Why Princess Margaret was known as the world’s most difficult guest
A typical night out for Princess Margaret meant turning up to a dinner party, at least two hours late.
The other guests had strict instructions that they weren’t to start eating until the guest of honour had arrived. That in itself created all kinds of angst.
According to Craig Brown, author of Ma’am Darling: 99 glimpses of Princess Margaret, when the Princess finally arrive, the other guests were all starving and couldn’t wait to tuck into their meal.
But the Princess was not known to eat large quantities. She barely nibbled at her food before stopping, meaning that the other diners had to put down their cutlery too.
“And if she didn’t want any pudding, then nobody else would have it! Suddenly people who’d been really hungry for two hours would be forced to stop eating,” Brown told the ABC.
But guests could forget about ducking out of the party early and grabbing a feed on the way home; nobody was allowed to leave before the princess.
“A lot of these people had jobs to go to the next day and the Princess also loved staying up late, because she would always get up at 11am,” Brown said.
Brown’s award-winning book is incredibly entertaining; filled with hilarious anecdotes about the Princess who, in later years, complained about the way the media represented her.
Did the press really treat her so harshly, though? Brown doesn’t believe Princess Margaret had any more “misrepresentations” than anyone else who lived their lives in the public eye.
However, during his research for the book, Brown realised that many rumours that had circulated in the 1960s, (including whispers that she’d had multiple affairs with stars like Warren Beatty and Mick Jagger) simply didn’t hold up.

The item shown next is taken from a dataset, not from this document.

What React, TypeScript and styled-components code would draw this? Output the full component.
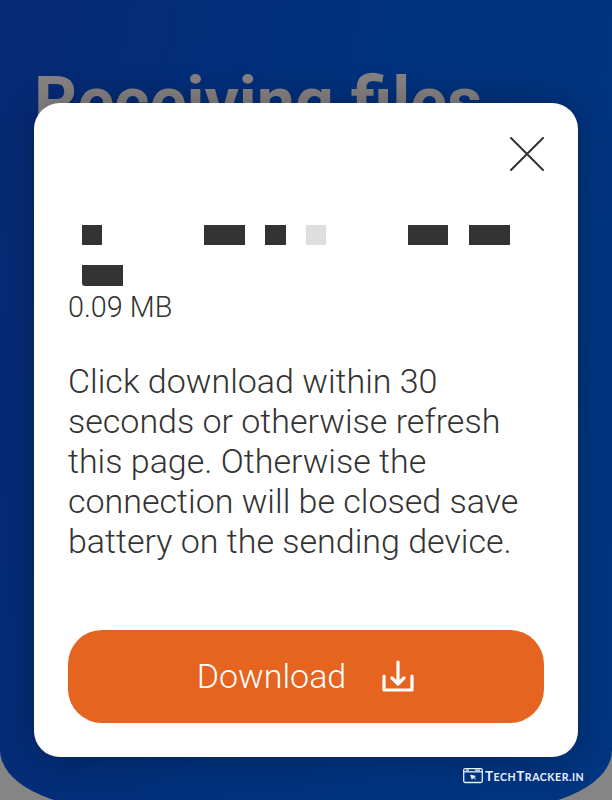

“But I think most of the headline stories were true and the media would have printed far more stories at the time, if they’d been less deferential,” Brown says.
“Margaret liked to socialise with pop and film stars and she loved the high life of the 60s but…. she didn’t really like mixing with the public and she could be incredibly rude.”
It wasn’t only dinner parties where the Princess managed to cause trouble.
One story in Ma’am Darling tells of Margaret being taken around a retirement village in the Midlands of England, where a group of senior ladies had prepared a chicken dish.
Margaret famously took one look at the food (after having a few drinks at 10.30am) and said; “That looks like sick!”
The women were understandably mortified. But, Brown points out, they shouldn’t have been too upset: Margaret could be equally as rude to prominent film directors as she was to members of the public.
Another story recounted in Ma’am Darling occurred in the mid-1960s when the Princess was visiting Rome. A British diplomat was tasked with the role of hosting a special lunch for the royal “It Girl.”
According to Brown:
“The diplomat trained his daughter to say grace for Princess Margaret, who was one of the most glamorous women at the time. But, when she came into the room, the little girl was completely tongue-tied,” Brown says.
“Her mother said ‘Come on, just say what daddy said this morning,’ and the girl said ‘Oh yes. Why do we have to have that dreadful woman for lunch?’
“So, it shows the princess already had a reputation for being difficult.”
As part of Brown’s research, he managed to get hold of the memoirs of Princess Margaret’s former footman, whose book had been banned in the UK but available in the US.
The book, by David John Payne, My life with Princess Margaret, describes his time working for the princess between 1957–60.
Payne says a typical day for Margaret involved waking up anywhere between 11 am and midday when she’d order the newspapers to be brought to her bedroom. She’d then have a bath drawn for her, smoke a cigarette while she read the papers, before finally going downstairs for her first drink of the day.
Brown told the ABC that he believes boredom was the biggest trouble of Margaret’s life, especially in the aftermath of her marriage breakdown.
“If you think of the sad life, all that potential thrown away, I think boredom set in, especially when her children had grown up and her marriage was over. She was very, very prone to boredom,” Brown says.
“Sometimes she’d start polishing her collection of seashells and you’d think that was almost a definition of frustration. On her daily routine sometimes shed have her hair done twice in one day and that’s surely a sign of boredom.”
Brown writes: “In middle age, hurt by life, Margaret retreated into camp, becoming a nightclub burlesque of her sister. She was of royalty, yet divorced from it; royalty set at an oblique angle, royalty through a looking glass, royalty as pastiche.”
But was Margaret really that difficult?
Brown points out that, as the original “It Girl” of the British royal family, she went very far in efforts to modernise the establishment. She tried to bridge the widening gap between the royals and the public by appearing in public places other royals were reluctant to go.
“Towards the end of her life, she did many of the things that Princess Diana was famous for, for example, hugging AIDS patients when there was a lot of fear about AIDS — but she didn’t make it public.”
“If you compare her to the generation before, Margaret’s public image wasn’t stuffy. She was very glamorous and fun. She really was a party girl.”